● Direction:
Identify the lines that contain the word "this" and copy each one.

● Items:

_ _ _ _

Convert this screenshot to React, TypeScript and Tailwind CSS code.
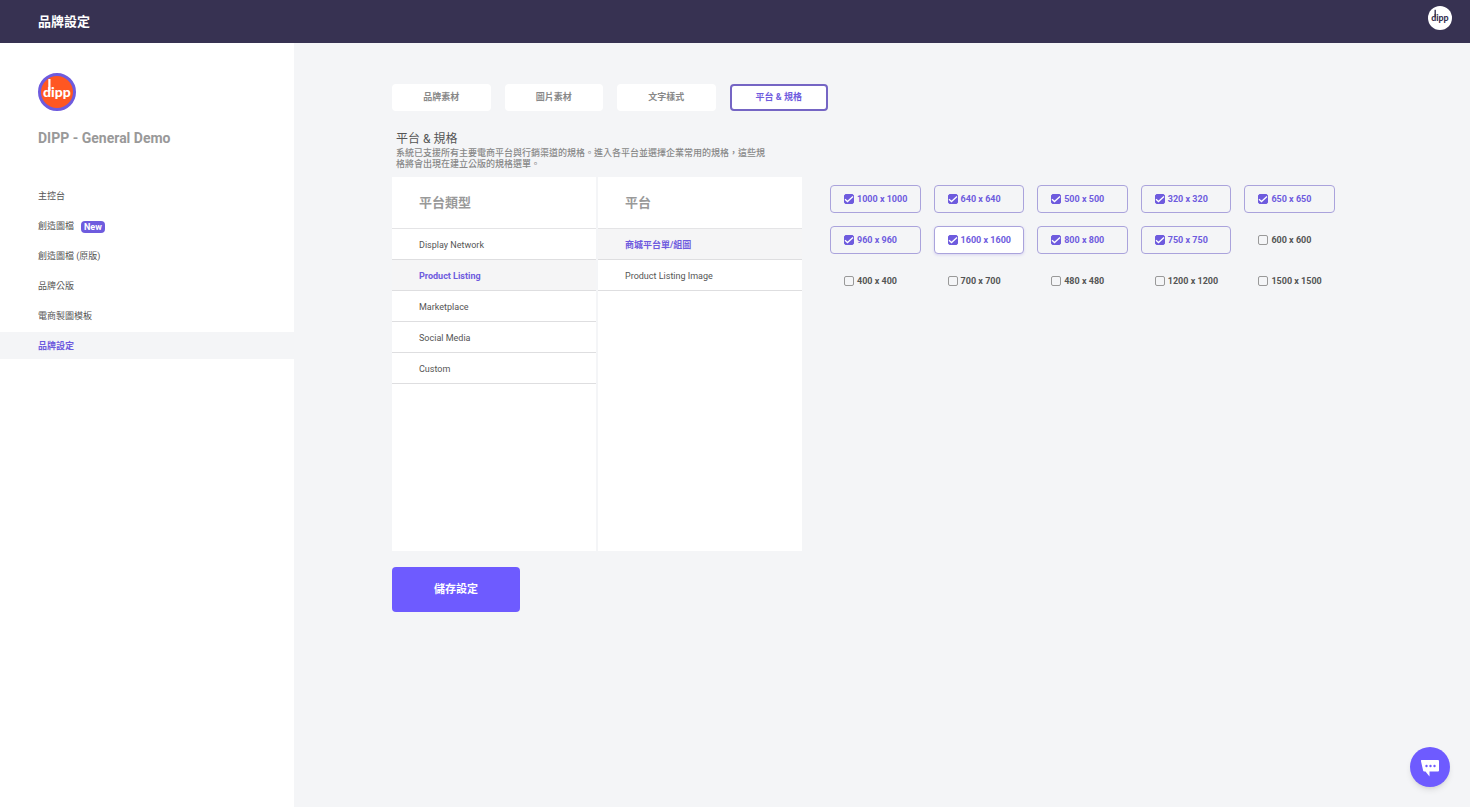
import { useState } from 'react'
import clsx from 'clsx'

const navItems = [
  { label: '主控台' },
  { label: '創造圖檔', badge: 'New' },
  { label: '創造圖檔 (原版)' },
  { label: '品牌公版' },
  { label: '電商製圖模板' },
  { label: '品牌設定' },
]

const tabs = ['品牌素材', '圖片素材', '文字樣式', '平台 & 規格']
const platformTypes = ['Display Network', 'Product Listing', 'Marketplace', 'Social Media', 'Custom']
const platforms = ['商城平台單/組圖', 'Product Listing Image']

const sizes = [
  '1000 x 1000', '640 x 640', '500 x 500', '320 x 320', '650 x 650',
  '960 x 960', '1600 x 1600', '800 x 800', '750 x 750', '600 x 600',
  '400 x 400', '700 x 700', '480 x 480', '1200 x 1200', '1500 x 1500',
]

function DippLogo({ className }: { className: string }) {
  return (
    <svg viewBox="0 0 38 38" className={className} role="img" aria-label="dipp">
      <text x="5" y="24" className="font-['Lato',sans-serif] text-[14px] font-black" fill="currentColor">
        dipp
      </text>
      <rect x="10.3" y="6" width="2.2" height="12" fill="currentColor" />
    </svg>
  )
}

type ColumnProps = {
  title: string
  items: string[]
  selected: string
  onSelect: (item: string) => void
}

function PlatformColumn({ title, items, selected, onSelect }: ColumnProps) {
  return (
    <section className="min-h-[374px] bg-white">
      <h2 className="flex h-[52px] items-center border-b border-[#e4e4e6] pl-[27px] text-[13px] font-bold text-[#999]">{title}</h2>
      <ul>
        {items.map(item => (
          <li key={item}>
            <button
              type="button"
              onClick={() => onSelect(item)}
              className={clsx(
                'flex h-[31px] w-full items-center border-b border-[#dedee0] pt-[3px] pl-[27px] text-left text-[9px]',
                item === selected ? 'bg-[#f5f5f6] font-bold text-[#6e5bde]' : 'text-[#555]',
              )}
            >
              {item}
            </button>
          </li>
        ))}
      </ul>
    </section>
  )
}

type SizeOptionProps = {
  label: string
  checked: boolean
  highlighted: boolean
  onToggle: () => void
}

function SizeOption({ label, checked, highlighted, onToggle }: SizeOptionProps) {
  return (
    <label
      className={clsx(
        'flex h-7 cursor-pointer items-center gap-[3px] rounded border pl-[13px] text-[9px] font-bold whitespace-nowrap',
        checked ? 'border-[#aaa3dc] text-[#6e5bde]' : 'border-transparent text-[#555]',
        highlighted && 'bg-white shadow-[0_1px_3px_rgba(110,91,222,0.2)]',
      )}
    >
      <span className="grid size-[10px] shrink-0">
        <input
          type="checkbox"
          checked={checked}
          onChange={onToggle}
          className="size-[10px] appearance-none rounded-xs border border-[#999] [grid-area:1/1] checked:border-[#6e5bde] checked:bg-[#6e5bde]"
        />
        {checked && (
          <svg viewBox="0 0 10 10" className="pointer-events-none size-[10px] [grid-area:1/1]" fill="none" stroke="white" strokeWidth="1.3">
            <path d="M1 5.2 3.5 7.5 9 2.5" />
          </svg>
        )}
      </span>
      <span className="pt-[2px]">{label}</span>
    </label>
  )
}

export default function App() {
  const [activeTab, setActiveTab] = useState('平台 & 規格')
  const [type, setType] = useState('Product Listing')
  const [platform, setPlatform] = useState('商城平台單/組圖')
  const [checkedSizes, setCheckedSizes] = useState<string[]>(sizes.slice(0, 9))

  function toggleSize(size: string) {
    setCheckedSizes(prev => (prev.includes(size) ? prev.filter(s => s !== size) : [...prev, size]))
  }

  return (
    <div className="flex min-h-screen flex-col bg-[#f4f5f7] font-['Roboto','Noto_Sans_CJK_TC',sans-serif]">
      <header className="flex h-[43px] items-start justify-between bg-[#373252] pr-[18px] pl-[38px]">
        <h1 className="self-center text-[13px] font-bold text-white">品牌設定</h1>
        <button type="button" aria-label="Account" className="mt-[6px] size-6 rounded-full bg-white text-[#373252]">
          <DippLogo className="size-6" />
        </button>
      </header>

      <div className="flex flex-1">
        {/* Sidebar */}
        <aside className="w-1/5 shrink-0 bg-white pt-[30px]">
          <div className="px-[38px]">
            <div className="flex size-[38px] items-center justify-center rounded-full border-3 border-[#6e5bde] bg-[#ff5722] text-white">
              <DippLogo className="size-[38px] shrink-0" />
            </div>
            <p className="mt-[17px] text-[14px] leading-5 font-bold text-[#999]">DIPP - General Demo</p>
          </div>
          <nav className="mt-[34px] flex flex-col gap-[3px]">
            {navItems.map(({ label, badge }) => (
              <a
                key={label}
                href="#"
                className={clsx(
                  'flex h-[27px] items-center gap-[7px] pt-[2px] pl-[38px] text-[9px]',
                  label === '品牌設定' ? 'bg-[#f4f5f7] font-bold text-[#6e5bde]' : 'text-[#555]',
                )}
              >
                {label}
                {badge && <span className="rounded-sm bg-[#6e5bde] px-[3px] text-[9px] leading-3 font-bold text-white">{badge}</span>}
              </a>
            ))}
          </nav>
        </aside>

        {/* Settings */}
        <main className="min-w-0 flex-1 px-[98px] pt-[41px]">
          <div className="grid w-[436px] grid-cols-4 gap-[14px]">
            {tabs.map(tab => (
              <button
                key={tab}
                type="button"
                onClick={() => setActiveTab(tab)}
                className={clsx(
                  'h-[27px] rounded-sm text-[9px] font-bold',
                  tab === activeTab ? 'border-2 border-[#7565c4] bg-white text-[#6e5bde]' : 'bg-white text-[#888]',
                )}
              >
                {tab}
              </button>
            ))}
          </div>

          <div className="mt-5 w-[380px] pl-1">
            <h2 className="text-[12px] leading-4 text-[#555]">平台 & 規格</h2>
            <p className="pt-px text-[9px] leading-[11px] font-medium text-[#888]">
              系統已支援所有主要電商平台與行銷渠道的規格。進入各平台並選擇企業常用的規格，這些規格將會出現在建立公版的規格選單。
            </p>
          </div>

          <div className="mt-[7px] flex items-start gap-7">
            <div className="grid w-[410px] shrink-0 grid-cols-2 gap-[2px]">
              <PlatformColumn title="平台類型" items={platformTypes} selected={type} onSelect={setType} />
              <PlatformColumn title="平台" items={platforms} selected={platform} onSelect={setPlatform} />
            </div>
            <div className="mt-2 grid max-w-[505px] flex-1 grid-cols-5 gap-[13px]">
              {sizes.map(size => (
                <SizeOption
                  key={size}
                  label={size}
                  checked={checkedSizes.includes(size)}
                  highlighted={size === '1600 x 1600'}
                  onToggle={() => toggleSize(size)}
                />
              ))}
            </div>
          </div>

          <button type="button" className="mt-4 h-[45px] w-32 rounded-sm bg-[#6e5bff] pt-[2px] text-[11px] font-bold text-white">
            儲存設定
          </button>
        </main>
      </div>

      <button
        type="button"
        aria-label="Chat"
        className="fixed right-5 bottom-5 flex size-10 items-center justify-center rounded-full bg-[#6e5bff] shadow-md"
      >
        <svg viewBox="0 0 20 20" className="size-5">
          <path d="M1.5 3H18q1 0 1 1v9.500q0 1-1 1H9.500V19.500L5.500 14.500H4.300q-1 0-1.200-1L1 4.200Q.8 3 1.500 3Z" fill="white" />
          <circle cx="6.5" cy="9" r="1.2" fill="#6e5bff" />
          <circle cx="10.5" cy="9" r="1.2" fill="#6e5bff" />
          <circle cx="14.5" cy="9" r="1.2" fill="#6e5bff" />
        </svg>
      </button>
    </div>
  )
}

_ _ _ _

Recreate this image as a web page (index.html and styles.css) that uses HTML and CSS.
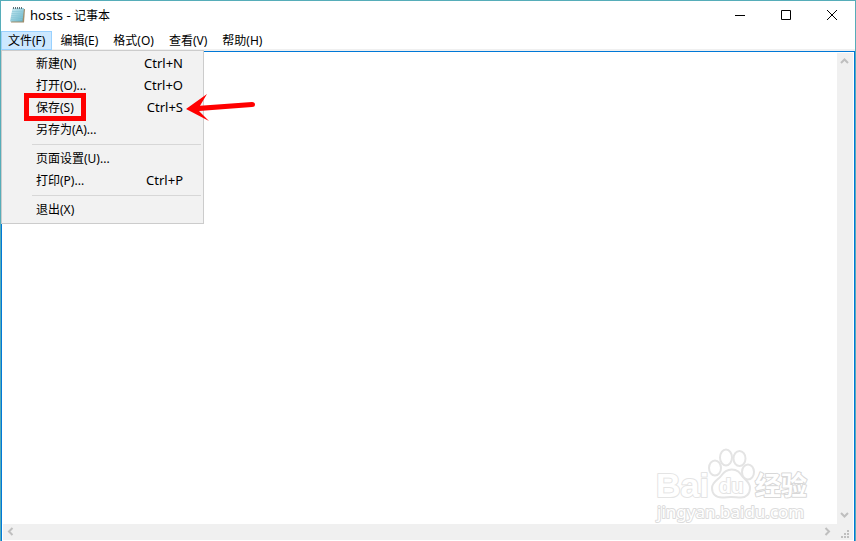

_ _ _ _

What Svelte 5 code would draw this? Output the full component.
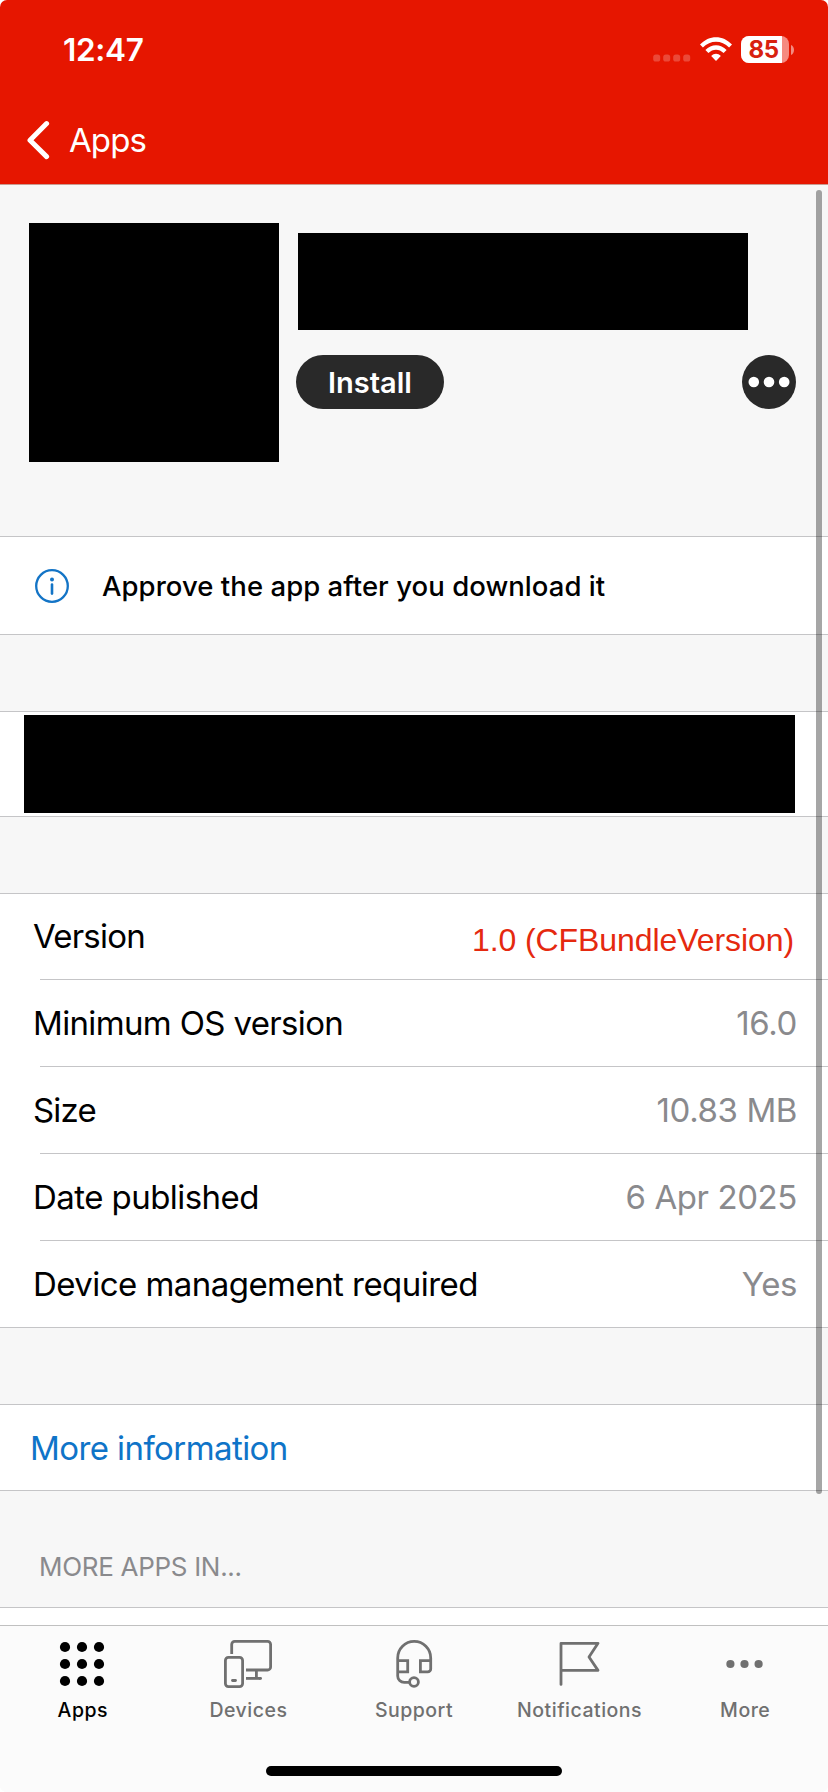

_ _ _ _

● Expected output:
Convert this screenshot to React, TypeScript and Tailwind CSS code.
Recreate this image as a web page (index.html and styles.css) that uses HTML and CSS.
What Svelte 5 code would draw this? Output the full component.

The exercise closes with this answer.